In the interrogation video, Bissonnette said he told himself he “could do something good,” in reference to unspecified events in Europe, Canada, and the U.S.

Asked if his views were in line with Donald Trump’s, Bissonnette asked for clarification. When the officer asked about immigration, specifically, Bissonnette said, “On that, sure,” The Globe reported.

Bissonnette said he started thinking about the attack at the time of the 2014 Parliament Hill shooting, in which a Muslim convert named Michael Zehaf-Bibeau fatally shot Corporal Nathan Cirillo, A Canadian soldier. He thought about it again in 2016 following an attack in Nice, France where 85 people were killed after a truck driven by Mohamed Lahouaieej-Bouhlel plowed into a crowd celebrating Bastille Day.
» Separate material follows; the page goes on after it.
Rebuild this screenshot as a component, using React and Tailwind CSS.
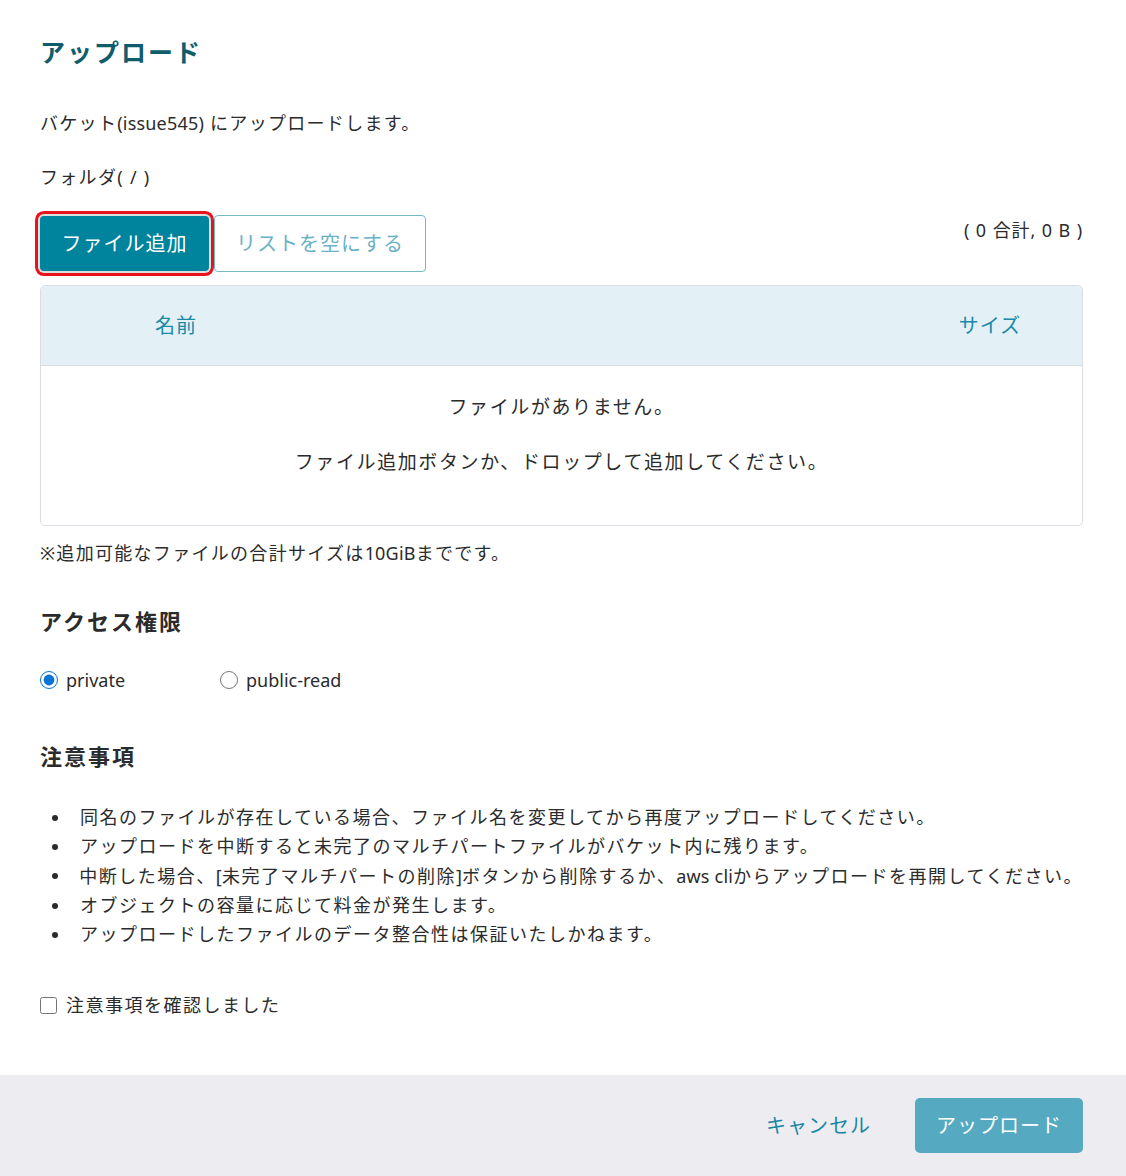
import { useState } from "react"

const L = ({ children }) => <span className="tracking-[0.2px]">{children}</span>

const NOTES = [
  <>同名のファイルが存在している場合、ファイル名を変更してから再度アップロードしてください。</>,
  <>アップロードを中断すると未完了のマルチパートファイルがバケット内に残ります。</>,
  <>中断した場合、<L>[</L>未完了マルチパートの削除<L>]</L>ボタンから削除するか、<L>aws cli</L>からアップロードを再開してください。</>,
  <>オブジェクトの容量に応じて料金が発生します。</>,
  <>アップロードしたファイルのデータ整合性は保証いたしかねます。</>,
]

export default function App() {
  const [acl, setAcl] = useState("private")
  const [agreed, setAgreed] = useState(false)

  return (
    <div
      className="bg-white text-[#2b2b2b] w-[1126px] min-h-[1176px] flex flex-col tracking-[1.3px]"
      style={{ fontFamily: '"Noto Sans", "Noto Sans CJK JP", sans-serif' }}
    >
      <div className="flex-1 pl-10 pr-[43px] pt-[34px]">
        <h1 className="text-[25px] leading-[36px] font-semibold text-[#0e5c6c] tracking-[2px]">
          アップロード
        </h1>

        <p className="mt-[40px] text-[18px] leading-[26px]">
          バケット<L>(issue545)</L> にアップロードします。
        </p>
        <p className="mt-[28px] text-[18px] leading-[26px]">フォルダ( / )</p>

        <div className="mt-[25px] flex items-start justify-between">
          <div className="flex items-center gap-[5px]">
            <button className="h-[55px] w-[169px] rounded-[4px] bg-[#00839c] text-white text-[20px] tracking-[1px] ring-[3px] ring-[#e8131b] ring-offset-2 ring-offset-[#dedede]">
              ファイル追加
            </button>
            <button className="h-[57px] w-[212px] rounded-[4px] border border-[#74b9c9] bg-white text-[#6cb1c6] text-[20px] tracking-[1px]">
              リストを空にする
            </button>
          </div>
          <span className="mt-[2px] text-[18px] leading-[26px] tracking-[0.9px]">( 0 合計, 0 B )</span>
        </div>

        <div className="mt-[13px] w-[1043px] rounded-[5px] border border-[#d9dde5] overflow-hidden">
          <div className="h-[80px] bg-[#e3f1f6] border-b border-[#d9dde5] flex items-center text-[20px] text-[#1a8aa8] tracking-[1px]">
            <div className="w-[270px] text-center">名前</div>
            <div className="flex-1" />
            <div className="w-[184px] text-center">サイズ</div>
          </div>
          <div className="h-[159px] flex flex-col items-center pt-[27px] text-[19px] tracking-[1.6px] text-[#2b2b2b]">
            <p className="leading-[28px]">ファイルがありません。</p>
            <p className="mt-[27px] leading-[28px]">ファイル追加ボタンか、ドロップして追加してください。</p>
          </div>
        </div>

        <p className="mt-[14px] text-[18px] leading-[26px]">
          ※追加可能なファイルの合計サイズは<L>10GiB</L>までです。
        </p>

        <h2 className="mt-[40px] text-[22px] leading-[30px] font-semibold tracking-[2px]">アクセス権限</h2>

        <div className="mt-[31px] flex items-center text-[18px] leading-[26px] tracking-normal">
          <label className="flex items-center gap-[8px] w-[180px] cursor-pointer">
            <input
              type="radio"
              name="acl"
              checked={acl === "private"}
              onChange={() => setAcl("private")}
              className="w-[18px] h-[18px] m-0 accent-[#0a74d4]"
            />
            private
          </label>
          <label className="flex items-center gap-[8px] cursor-pointer">
            <input
              type="radio"
              name="acl"
              checked={acl === "public-read"}
              onChange={() => setAcl("public-read")}
              className="w-[18px] h-[18px] m-0 accent-[#0a74d4]"
            />
            public-read
          </label>
        </div>

        <h2 className="mt-[48px] text-[22px] leading-[30px] font-semibold tracking-[2px]">注意事項</h2>

        <ul className="mt-[32px] text-[18px] leading-[29.3px] tracking-[1.5px]">
          {NOTES.map((n, i) => (
            <li key={i} className="flex items-center whitespace-nowrap">
              <span className="w-[40px] flex pl-[12px]">
                <span className="w-[6px] h-[6px] rounded-full bg-[#2b2b2b]" />
              </span>
              <span>{n}</span>
            </li>
          ))}
        </ul>

        <label className="mt-[43px] flex items-center gap-[9px] text-[18px] leading-[26px] tracking-[1.5px] cursor-pointer">
          <input
            type="checkbox"
            checked={agreed}
            onChange={(e) => setAgreed(e.target.checked)}
            className="w-[17px] h-[17px] m-0"
          />
          注意事項を確認しました
        </label>
      </div>

      <div className="h-[101px] bg-[#ededf1] flex items-center justify-end gap-[44px] pr-[43px]">
        <button className="text-[20px] text-[#1a86a6] tracking-[1px]">キャンセル</button>
        <button className="h-[55px] w-[168px] rounded-[5px] bg-[#55a9c0] text-white text-[20px] tracking-[1px]">
          アップロード
        </button>
      </div>
    </div>
  )
}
Bissonnette told the officer that he didn’t want “them” to come kill his family.

On the day of the Quebec City mosque attack, Bissonnette said he’d been following news coverage of Trump’s Muslim ban and Trudeau’s subsequent welcome message to refugees on Twitter.

“To those fleeing persecution, terror & war, Canadians will welcome you, regardless of your faith. Diversity is our strength #WelcomeToCanada,” Trudeau wrote in a much-criticized tweet, which has been blamed for thousands of people walking across the Canada-U.S. border to seek asylum in Canada.

“I was listening to TV and I learned that the Canadian government was going to take more refugees, you know, who couldn’t go to the United States, and they were coming here," Bissonnette said, according to The Globe.

“I saw that and I like lost my mind. I don’t want us to become like Europe. I don’t want them to kill my parents, my family," he continued.